▼▼▼
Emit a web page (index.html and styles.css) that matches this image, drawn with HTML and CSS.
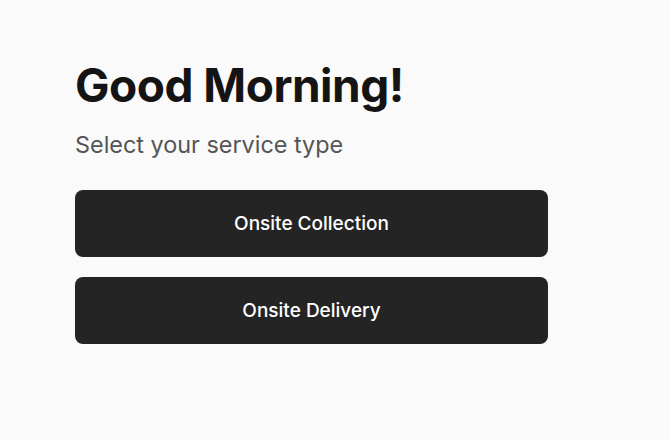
FILE: index.html
```html
<!DOCTYPE html>
<html lang="en">
<head>
<meta charset="utf-8">
<link rel="stylesheet" href="styles.css">
</head>
<body>
<main class="page">
  <h1 class="title">Good Morning!</h1>
  <p class="subtitle">Select your service type</p>
  <div class="options">
    <button class="option">Onsite Collection</button>
    <button class="option">Onsite Delivery</button>
  </div>
</main>
</body>
</html>
```

FILE: styles.css
```css
html, body {
  margin: 0;
  padding: 0;
  background: #fafafa;
  font-family: Inter, "Noto Sans", sans-serif;
}
.page {
  padding: 56px 0 0 75px;
  width: 473px;
}
.title {
  margin: 0;
  font-size: 46px;
  line-height: 58px;
  font-weight: 700;
  color: #141414;
  letter-spacing: -0.5px;
}
.subtitle {
  margin: 16px 0 0;
  font-size: 23.4px;
  line-height: 30px;
  color: #555555;
}
.options {
  margin-top: 30px;
  display: flex;
  flex-direction: column;
  gap: 20px;
}
.option {
  height: 67px;
  border: none;
  border-radius: 8px;
  background: #242424;
  color: #ffffff;
  font-family: Inter, "Noto Sans", sans-serif;
  font-size: 19px;
  font-weight: 500;
  padding: 0;
}
```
▲▲▲
### SHORT PROBLEM
Gather all the lines that include the word "styles" and copy them out.

### WRITTEN SOLUTION
Emit a web page (index.html and styles.css) that matches this image, drawn with HTML and CSS.
<link rel="stylesheet" href="styles.css">
FILE: styles.css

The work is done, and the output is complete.